Reaching-definitions – ancient compiler terminology for some ancient compiler technology invented in the 60’s (so, you know, ancient). From the point of using some Value, the reaching-definition is the definition that reaches the use point. Java example: If you use a value X (e.g. “…f(x)…”, then the reaching definition might look like “x = blah();” – if this is the last time X was updated before reaching the usage point. Life gets complicated with control flow, hence reaching-definitions isn’t a trivial problem. In my case, I am using reaching-definitions to determine the definition for every live-value at Safepoints.

Live-values – Another ancient compiler technology telling you what values are alive (in-use or going-to-be-used) at any point in the program. It’s often used in conjunction with reaching-definitions to help with register allocation.

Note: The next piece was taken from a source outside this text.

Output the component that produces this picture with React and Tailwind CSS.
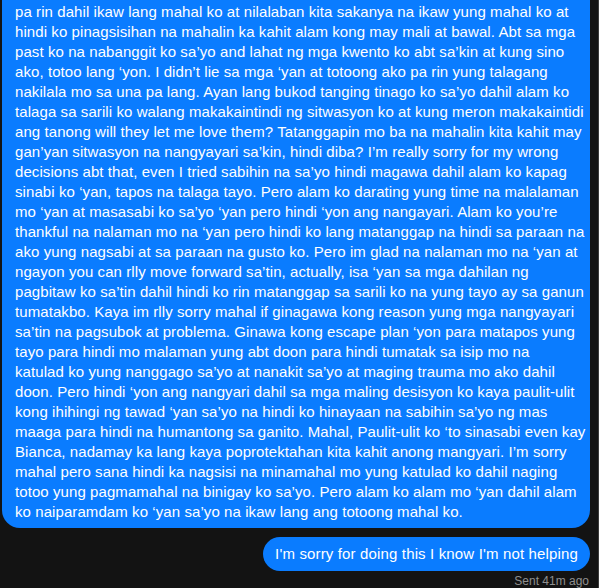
import React from 'react';

const lines = [
  'pa rin dahil ikaw lang mahal ko at nilalaban kita sakanya na ikaw yung mahal ko at',
  'hindi ko pinagsisihan na mahalin ka kahit alam kong may mali at bawal. Abt sa mga',
  'past ko na nabanggit ko sa’yo and lahat ng mga kwento ko abt sa’kin at kung sino',
  'ako, totoo lang ‘yon. I didn’t lie sa mga ‘yan at totoong ako pa rin yung talagang',
  'nakilala mo sa una pa lang. Ayan lang bukod tanging tinago ko sa’yo dahil alam ko',
  'talaga sa sarili ko walang makakaintindi ng sitwasyon ko at kung meron makakaintidi',
  'ang tanong will they let me love them? Tatanggapin mo ba na mahalin kita kahit may',
  'gan’yan sitwasyon na nangyayari sa’kin, hindi diba? I’m really sorry for my wrong',
  'decisions abt that, even I tried sabihin na sa’yo hindi magawa dahil alam ko kapag',
  'sinabi ko ‘yan, tapos na talaga tayo. Pero alam ko darating yung time na malalaman',
  'mo ‘yan at masasabi ko sa’yo ‘yan pero hindi ‘yon ang nangayari. Alam ko you’re',
  'thankful na nalaman mo na ‘yan pero hindi ko lang matanggap na hindi sa paraan na',
  'ako yung nagsabi at sa paraan na gusto ko. Pero im glad na nalaman mo na ‘yan at',
  'ngayon you can rlly move forward sa’tin, actually, isa ‘yan sa mga dahilan ng',
  'pagbitaw ko sa’tin dahil hindi ko rin matanggap sa sarili ko na yung tayo ay sa ganun',
  'tumatakbo. Kaya im rlly sorry mahal if ginagawa kong reason yung mga nangyayari',
  'sa’tin na pagsubok at problema. Ginawa kong escape plan ‘yon para matapos yung',
  'tayo para hindi mo malaman yung abt doon para hindi tumatak sa isip mo na',
  'katulad ko yung nanggago sa’yo at nanakit sa’yo at maging trauma mo ako dahil',
  'doon. Pero hindi ‘yon ang nangyari dahil sa mga maling desisyon ko kaya paulit-ulit',
  'kong ihihingi ng tawad ‘yan sa’yo na hindi ko hinayaan na sabihin sa’yo ng mas',
  'maaga para hindi na humantong sa ganito. Mahal, Paulit-ulit ko ‘to sinasabi even kay',
  'Bianca, nadamay ka lang kaya poprotektahan kita kahit anong mangyari. I’m sorry',
  'mahal pero sana hindi ka nagsisi na minamahal mo yung katulad ko dahil naging',
  'totoo yung pagmamahal na binigay ko sa’yo. Pero alam ko alam mo ‘yan dahil alam',
  'ko naiparamdam ko ‘yan sa’yo na ikaw lang ang totoong mahal ko.',
];

export default function App() {
  return (
    <div className="flex h-[588px] w-[599px] overflow-hidden bg-[#131313] font-['Liberation_Sans',Arial,sans-serif]">
      <div className="flex flex-1 flex-col items-end pl-[2px] pr-[8px]">
        {/* long message, top scrolled out of view */}
        <div className="w-[588px] rounded-b-[18px] bg-[#0a7cff] px-[13px] pt-[2px] pb-[6px] text-[15px] leading-[20px] tracking-[0.08px] text-white">
          {lines.map((line, i) => (
            <div key={i} className="whitespace-nowrap">
              {line}
            </div>
          ))}
        </div>

        <div className="mt-[9px] rounded-full bg-[#0a7cff] px-[12px] py-[7px] text-[15px] leading-[20px] tracking-[0.15px] text-white">
          I'm sorry for doing this I know I'm not helping
        </div>

        <div className="mt-[2px] pr-[1px] text-[12px] leading-[16px] text-[#8f8f8f]">
          Sent 41m ago
        </div>
      </div>
      <div className="w-[1px] bg-[#3c3c3c]" />
    </div>
  );
}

QA – Quality Assurance. The group at Azul that runs way too many JVMs on way to many cores with way to much stress / load / weird configurations. Hopefully these guys find the JVM bugs before you do.

C1, C2, Tiered – C1 is the HotSpot -client compiler. C2 is the HotSpot -server compiler. Tiered is Azul’s mode of running both JITs in the same JVM, using C1 generated code to do profiling for a following C2 JIT’ing. We typically see C1-startup speeds with better-than-plain C2 peak performance.